The points that touch the sides of the margin are called support vectors. By maximizing the margin by finding support vectors, this has the effect of "balancing" the the decision boundary so that it evenly splits the area between the two classes. This is not always the case with Logistic Regression--see the image below for a visual example.

Notice that on the image on the right, the line is a bit skewed through the datapoints. This is a problem that can occur with Logistic Regression, since it's job is to fit a line that linearly separates the two classes. The line in the image on the right technically accomplishes this task, but we can see by looking at the decision boundary that this is not optimal. Contrast this with the decision boundary on the left, which splits the area between the two classes perfectly.

SVMs are not perfect, however--they only work when the data is linearly separable--that is, the decision boundary is linear, and can be drawn as a straight line. Take a look at the picture below, and consider where you would draw the ideal decision boundary to split the two--remember, it has to be a straight line!

The data is non linearly separable, so we can't draw a decision boundary--or can we? This is where the cool part of SVMs comes in--what if we mapped the data to a higher-dimension space--maybe we could draw a decision boundary there?

Ah, there it is! In this higher dimensional space, we can see an easy place to draw a linear decision boundary. It's important to note that in 2 dimensions, our decision boundary looks like a straight line--but for this data, in its current form, our decision boundary will need to look like a piece of paper (with no thickness). This is because our decision boundary will always have one less dimension than the data we are trying to find a decision boundary for. If our data has 4 dimensions (which we can't visualize), then our decision boundary would be a hyperplane that would look like a rectangle. We can generalize this rule to say that for any dataset with [n] dimensions, our decision boundary will have [n - 1] dimensions.
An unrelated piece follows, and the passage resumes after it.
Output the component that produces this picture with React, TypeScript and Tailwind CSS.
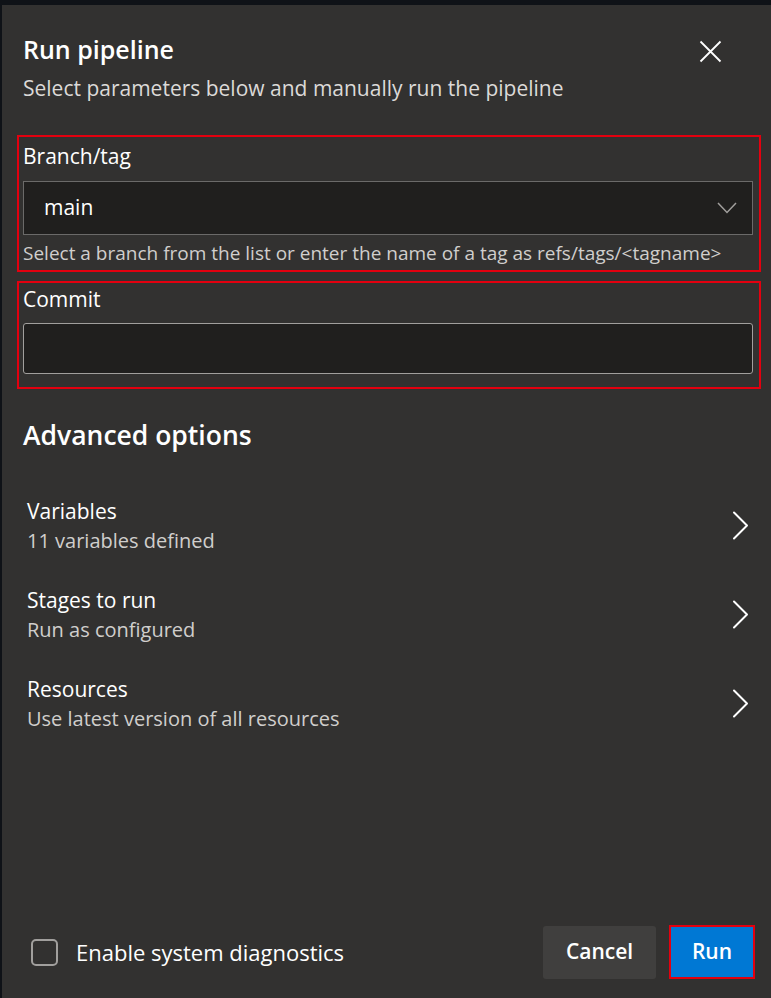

The process of mapping data to a higher-dimensional space is called the Kernel Method. There are several different kernels that are typically used, but the most common ones you'll typically need to know are the Polynomial Kernel and the Radial Basis Function (RBF)--these are complicated data transformations that any ML library worth its salt can handle for you. You don't need to know the math behind them, but you should definitely be aware that they exist, and that they are tools in your ML toolbox for SVMs!
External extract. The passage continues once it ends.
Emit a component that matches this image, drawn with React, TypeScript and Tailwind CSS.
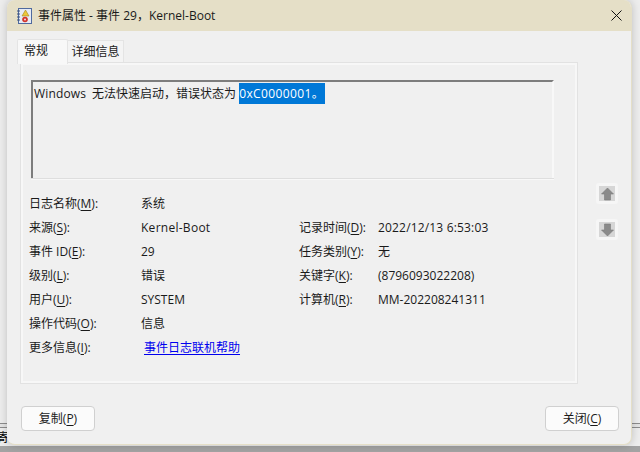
import React from "react";

const Ul = ({ c }: { c: string }) => <span className="underline underline-offset-2">{c}</span>;

function Row({ label, k, value }: { label: string; k: string; value: React.ReactNode }) {
  return (
    <div className="flex h-6 items-center">
      <div className="w-[112px] shrink-0 whitespace-nowrap">{label}(<Ul c={k} />):</div>
      <div className="whitespace-nowrap">{value}</div>
    </div>
  );
}

function RightRow({ label, k, value }: { label: string; k: string; value: React.ReactNode }) {
  return (
    <div className="flex h-6 items-center">
      <div className="w-[79px] shrink-0 whitespace-nowrap">{label}(<Ul c={k} />):</div>
      <div className="whitespace-nowrap">{value}</div>
    </div>
  );
}

function Arrow({ down }: { down?: boolean }) {
  return (
    <div className="flex h-[21px] w-[22px] items-center justify-center rounded-[3px] border-[3px] border-[#f6f6f6] bg-[#d6d6d6]">
      <svg width="13" height="14" viewBox="0 0 13 14" className={down ? "rotate-180" : ""}>
        <path d="M6.5 1 L12.5 7 L9.5 7 L9.5 13 L3.5 13 L3.5 7 L0.5 7 Z" fill="#8a8a8a" stroke="#7a7a7a" strokeWidth="0.6" />
      </svg>
    </div>
  );
}

export default function App() {
  return (
    <div className="relative h-[452px] w-[640px] overflow-hidden bg-[#ededed] font-['Open_Sans','Noto_Sans_CJK_SC',sans-serif] text-[12px] leading-4 text-[#1a1a1a]">
      <div className="absolute inset-x-0 top-[423px] h-[5px] border-y border-[#8c8c8c] bg-[#e4e4e4]" />
      <span className="absolute left-[-3px] top-[430px] text-black">寄</span>
      <div className="absolute inset-x-0 bottom-0 h-[6px] bg-[#a3a3a3]" />
      <div className="absolute left-[7px] top-0 flex h-[445px] w-[625px] flex-col overflow-hidden rounded-[8px] border-r border-b border-[#e5dfc7] bg-[#f0f0f0] shadow-[0_0_8px_rgba(0,0,0,0.2)]">
        <div className="flex h-[31px] shrink-0 items-center bg-[#e5dfc7] pl-[10px] pr-[9px]">
          <svg width="15" height="16" viewBox="0 0 15 16">
            <rect x="1.5" y="0.5" width="13" height="15" fill="#e6ebf5" stroke="#4f6a9e" />
            <path d="M0 3h3M0 6h3M0 9h3M0 12h3" stroke="#39507f" strokeWidth="1" />
            <path d="M8.5 2 L12 8 L5 8 Z" fill="#ecc83a" stroke="#a5841f" strokeWidth="0.6" />
            <circle cx="8" cy="11.5" r="2.8" fill="#d2342c" />
            <circle cx="8" cy="11.5" r="1" fill="#f6dede" />
          </svg>
          <span className="ml-[6px] whitespace-nowrap">事件属性 - 事件 29，Kernel-Boot</span>
          <svg className="ml-auto" width="11" height="11" viewBox="0 0 11 11">
            <path d="M0.5 0.5 L10.5 10.5 M10.5 0.5 L0.5 10.5" stroke="#111" strokeWidth="1" />
          </svg>
        </div>

        <div className="flex flex-1 flex-col pl-[10px]">
          <div className="flex h-[32px] shrink-0 items-end pt-2">
            <div className="z-10 -mb-px flex h-[25px] w-[51px] items-start rounded-t-[2px] border border-b-0 border-[#e4e4e4] bg-[#f8f8f8] pl-[6px] pt-[3px]">常规</div>
            <div className="flex h-[23px] w-[56px] items-center justify-center border border-b-0 border-l-0 border-[#e4e4e4] bg-[#f4f4f4]">详细信息</div>
          </div>
          <div className="relative ml-[4px] flex h-[320px] w-[556px] flex-col border-2 border-[#f7f7f7] outline outline-1 -outline-offset-0 outline-[#e2e2e2] pl-[8px] pt-[15px]">
            <div className="h-[98px] w-[523px] border-2 border-b-0 border-r-2 border-[#7d7d7d] border-r-[#f8f8f8] bg-[#f0f0f0] pl-[1px] pt-[4px]">
              <div className="whitespace-nowrap">
                <span className="tracking-[0.15px]">Windows</span>
                <span className="ml-[6px]">无法快速启动，错误状态为</span>
                <span className="ml-[3px] bg-[#0078d7] py-[2px] pr-[1px] tracking-[0.4px] text-white">0xC0000001。</span>
              </div>
            </div>
            <div className="h-[1px] w-[523px] bg-[#dedede]" />
            <div className="h-[1px] w-[523px] bg-[#f8f8f8]" />

            <div className="-ml-[2px] mt-[12px] flex flex-col">
              <Row label="日志名称" k="M" value="系统" />
              <div className="grid grid-cols-[270px_1fr]">
                <Row label="来源" k="S" value={<span className="tracking-[0.27px]">Kernel-Boot</span>} />
                <RightRow label="记录时间" k="D" value={<span className="tracking-[0.17px]">2022/12/13 6:53:03</span>} />
                <Row label="事件 ID" k="E" value="29" />
                <RightRow label="任务类别" k="Y" value="无" />
                <Row label="级别" k="L" value="错误" />
                <RightRow label="关键字" k="K" value="(8796093022208)" />
                <Row label="用户" k="U" value="SYSTEM" />
                <RightRow label="计算机" k="R" value="MM-202208241311" />
              </div>
              <Row label="操作代码" k="O" value="信息" />
              <Row label="更多信息" k="I" value={<span className="ml-[3px] text-[#0000ee] underline underline-offset-2">事件日志联机帮助</span>} />
            </div>
          </div>
          <div className="mt-[23px] flex items-center justify-between pl-[4px] pr-[12px]">
            <button className="h-[25px] w-[74px] rounded-[4px] border border-[#d0d0d0] bg-[#fbfbfb] text-center">复制(<Ul c="P" />)</button>
            <button className="h-[25px] w-[74px] rounded-[4px] border border-[#d0d0d0] bg-[#fbfbfb] text-center">关闭(<Ul c="C" />)</button>
          </div>
        </div>
        <div className="absolute left-[589px] top-[183px] flex flex-col gap-[15px]">
          <Arrow />
          <Arrow down />
        </div>
      </div>
    </div>
  );
}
Let's review what we've done so far:

Determined that the data is not linearly separable in its current form.
Mapped the data to a higher dimensional space using a kernel method.
Found a linear decision boundary in the higher dimensional space.
Now what?

Now that we've identified support vectors that allow us to linearly separate the data in a higher dimensional space, all that we need to do is to bring the data (and the decision boundary) back to our original, lower-dimensional space. If we visualize the decision boundary for our data in the lower-dimensional space, it will appear as a circle:

It's important to understand that although our decision boundary isn't linear in this lower-dimensional space, that's okay--we found a linear decision boundary in a higher-dimensional space and made our classifications, so we didn't actually break the rules of Support Vector Machines.

To make learning how SVMs work a bit easier, the sklearn community has built an awesome interactive visualization that lets users plot points and fit an SVM for binary classification. We highly recommend running this python script and getting a feel for how SVMs work--plot different data points and see how the decision boundary changes, try different kernel methods, visualize the decision surface of the SVM, etc. You'll find all of these activities very useful, and very interesting.

Check out this link to see the page on sklearn.org that gives an example of how everything works. To download the file, download and run the python script linked at the bottom of the page (use the script version, not the jupyter notebook!)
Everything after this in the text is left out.